The FIFA team also took steps to keep the tunnel cleaner for the important walk the teams make onto the pitch. Previously lights and cameras could be set up prior to the match but now only pre-cabling is allowed prior to the start of the second half.

“They can only set up during the second half and the result is a beautiful, clean shot when the teams are coming out, allowing the focus to be on the players who are the stars,” said Darroch.

Stade de Lyon also offers up plenty of space for a pre-mixed zone which serves as an extension of the flash area for pre-match interviews. There is also a pre-built room that is available as a studio for longer post-match or sit-down interviews.

“Some rights holders have a specific style of show they like to produce so that studio offers a cabled, soundproof studio with backdrops that they can use,” said Darroch.

Another new enhancement is the mixed zone taking place immediately after the flash interviews, located inside the stadium where media can line up and grab interviews with players.

“Now within 15 or 20 minutes after the match the players come through here so that reporters can get quotes and file their stories where previously they would have to wait for the players to shower and come out of the dressing room which could take much longer,” said Darroch.

“But now within 30 minutes the athletes can get back into the dressing room and have completed their TV & Media activities. It’s worked out great and is something we will look to continue for other events as it is the right way forward to serve the media. It’s made a big difference.”

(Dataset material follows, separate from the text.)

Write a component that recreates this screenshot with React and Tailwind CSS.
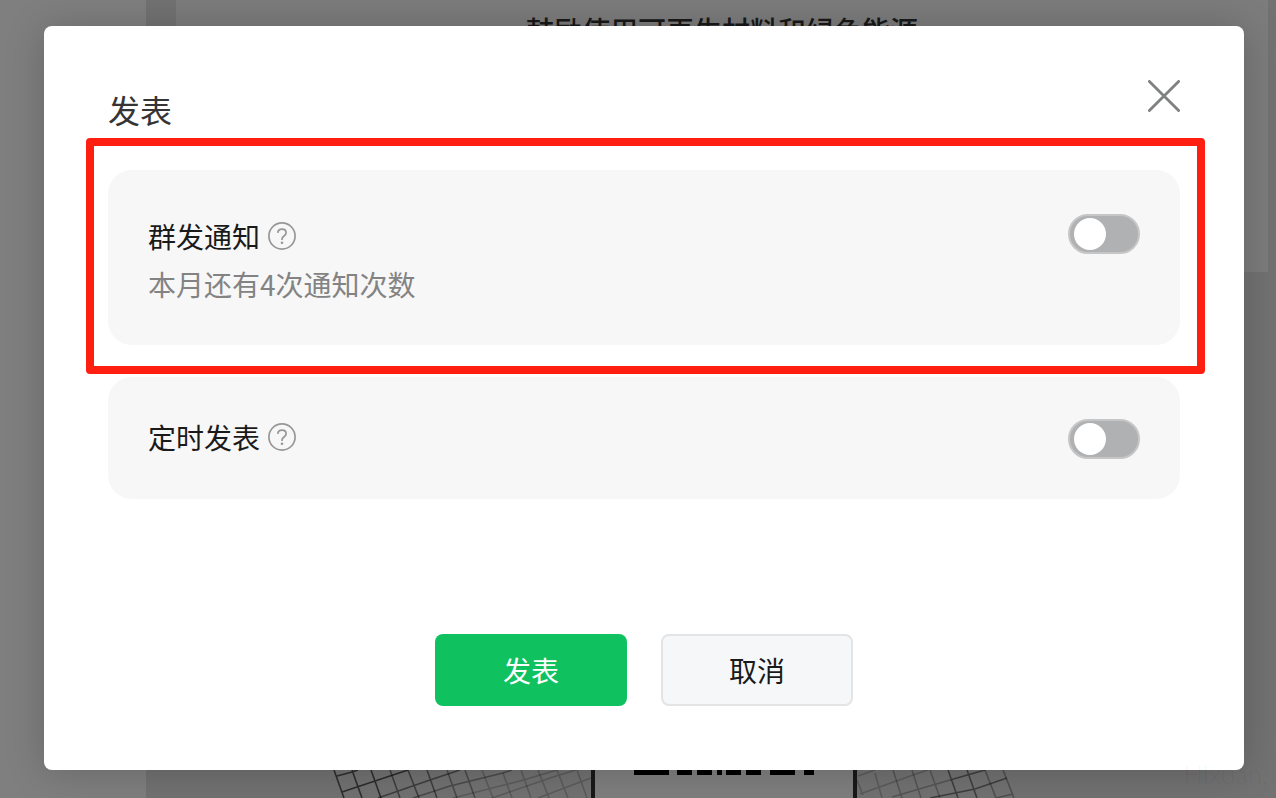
import { useState } from "react";
import clsx from "clsx";

const FONT = "font-['Noto_Sans_CJK_SC','Liberation_Sans',sans-serif]";

// wire mesh on both sides of the photo in the article
const MESH_LEFT = [
  { d: "M14 0L24 28M32 0L42 28M51 0L61 28M17 6L32 2L38 0M22 22L55 11L88 0", o: 0.6 },
  { d: "M70 0L80 28M88 0L99 28M107 0L117 28M58 28L110 10L140 0", o: 0.45 },
  { d: "M127 0L137 28M145 0L155 28M93 28L130 16L183 3L192 0", o: 0.35 },
  { d: "M162 0L173 28M201 0L211 28M133 28L200 11L237 0M183 3L192 28", o: 0.2 },
  { d: "M218 0L229 28M237 0L248 28M257 0L267 28M172 28L233 7L256 0M218 28L271 8", o: 0.2 },
];

const MESH_RIGHT = [
  { d: "M0 10L6 25M18 3L25 28M1 6L18 0M3 24L56 5L71 0", o: 0.2 },
  { d: "M36 0L45 28M55 0L64 28M73 0L83 28M35 27L93 10", o: 0.25 },
  { d: "M91 0L101 28M110 0L120 28M93 10L128 0M73 28L118 19L150 8", o: 0.45 },
  { d: "M128 0L139 28M146 0L157 28M139 28L156 24", o: 0.3 },
];

function Mesh({ lines, className }) {
  return (
    <svg className={className} height="28" fill="none" stroke="#000" strokeWidth="1.6" aria-hidden="true">
      {lines.map((line) => (
        <path key={line.d} d={line.d} strokeOpacity={line.o} />
      ))}
    </svg>
  );
}

function ArticlePreview() {
  return (
    <div className="absolute inset-0 flex overflow-hidden bg-white pl-[146px]" aria-hidden="true">
      <div className="flex flex-1 flex-col justify-between bg-[#e4e4e4]">
        <div className="ml-[30px] mr-2 h-[272px] bg-[#f8f8f8] pt-2.5 text-center">
          <p className="text-[28px] font-medium leading-10 text-[#333]">鼓励使用可再生材料和绿色能源</p>
        </div>
        <div className="flex h-7">
          <Mesh lines={MESH_LEFT} className="ml-[174px] w-[271px] shrink-0" />
          <div className="w-[266px] shrink-0 border-x-4 border-[#333] bg-white">
            <svg className="w-full" height="28" fill="#000">
              <path d="M39 0h35v5h-35zM82 0h15v5h-15zM102 0h15v5h-15zM122 0h5v5h-5zM131 0h15v5h-15zM151 0h15v5h-15zM175 0h25v5h-25zM209 0h10v5h-10z" />
            </svg>
          </div>
          <Mesh lines={MESH_RIGHT} className="w-[160px] shrink-0" />
        </div>
      </div>
    </div>
  );
}

function HelpIcon() {
  return (
    <svg className="size-7" viewBox="0 0 28 28" fill="none" stroke="#979797" strokeWidth="1.7">
      <circle cx="14" cy="14" r="13.1" />
      <path d="M9.8 10.9C9.9 8.5 11.6 7.1 14 7.1C16.4 7.1 18.1 8.6 18.1 10.7C18.1 12.2 17.3 13.1 16 14C14.6 15 14 15.8 14 17.3V18" />
      <circle cx="14" cy="20.8" r="1.3" fill="#979797" stroke="none" />
    </svg>
  );
}

function Switch({ id, checked, onChange }) {
  return (
    <input
      id={id}
      type="checkbox"
      role="switch"
      checked={checked}
      onChange={(e) => onChange(e.target.checked)}
      className="flex h-10 w-[72px] shrink-0 cursor-pointer appearance-none items-center rounded-full border-2 border-[#c6c6c6] bg-[#b0b1b3] pl-1 before:size-8 before:rounded-full before:bg-white before:content-[''] checked:border-[#07c160] checked:bg-[#07c160] checked:pl-8"
    />
  );
}

function OptionRow({ id, label, hint, checked, onChange }) {
  return (
    <div className={clsx("flex justify-between", hint ? "items-start" : "items-end")}>
      <div>
        <div className="flex items-center gap-2">
          <label htmlFor={id} className="text-[28px] leading-11 text-[#1a1a1a]">
            {label}
          </label>
          <button type="button" aria-label={`${label}说明`}>
            <HelpIcon />
          </button>
        </div>
        {hint && <p className="mt-1 text-[28px] leading-11 text-[#838383]">{hint}</p>}
      </div>
      <Switch id={id} checked={checked} onChange={onChange} />
    </div>
  );
}

export default function App() {
  const [notify, setNotify] = useState(false);
  const [schedule, setSchedule] = useState(false);

  return (
    <div className={`relative min-h-screen ${FONT}`}>
      <ArticlePreview />

      <div className="relative min-h-screen bg-black/50 pb-7 pl-11 pr-8 pt-[26px]">
        <div
          role="dialog"
          aria-labelledby="publish-title"
          className="rounded-lg bg-white px-16 pb-16 pt-[54px] shadow-[0_2px_40px_rgba(0,0,0,0.2)]"
        >
          <div className="flex items-start justify-between">
            <h1 id="publish-title" className="mt-[13px] text-[32px] leading-8 text-[#353535]">
              发表
            </h1>
            <button type="button" aria-label="关闭" className="size-8">
              <svg viewBox="0 0 32 32" fill="none" stroke="#7f8080" strokeWidth="2.8" strokeLinecap="round">
                <path d="M1.4 1.4L30.6 30.6M30.6 1.4L1.4 30.6" />
              </svg>
            </button>
          </div>

          <div className="relative mt-[45px] rounded-3xl bg-[#f7f7f7] px-10 pb-[39px] pt-11">
            <OptionRow
              id="notify"
              label="群发通知"
              hint="本月还有4次通知次数"
              checked={notify}
              onChange={setNotify}
            />
            <div className="pointer-events-none absolute -bottom-[29px] -left-[22px] -right-[25px] -top-8 rounded-[4px] border-8 border-[#ff1f11]" />
          </div>

          <div className="mt-8 rounded-3xl bg-[#f7f7f7] px-10 pb-10 pt-[38px]">
            <OptionRow id="schedule" label="定时发表" checked={schedule} onChange={setSchedule} />
          </div>

          <div className="mt-[135px] flex justify-center gap-[34px]">
            <button type="button" className="h-[72px] w-48 rounded-lg bg-[#10c160] text-[28px] text-white">
              发表
            </button>
            <button
              type="button"
              className="h-[72px] w-48 rounded-lg border-2 border-[#e3e4e5] bg-[#f6f7f9] text-[28px] text-[#1a1a1a]"
            >
              取消
            </button>
          </div>
        </div>
      </div>

      <span className="pointer-events-none absolute bottom-2 right-2 font-['Lato',sans-serif] text-[26px] font-light leading-8 text-black/5">
        Hlxuan.
      </span>
    </div>
  );
}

When the next edition of the FIFA Women’s World Cup comes around in 2023, look for FIFA TV to once again raise the production a notch, embrace new workflows, and new technologies. Some of those decisions rely on broadcasting trends around the globe but the goal will once again be to grow the game.

“As much as this is about showcasing the women’s game on TV, this is the pinnacle for all of the players who come here,” said Darroch. “If they’re working that hard on the pitch, we should be doing the same off the pitch.”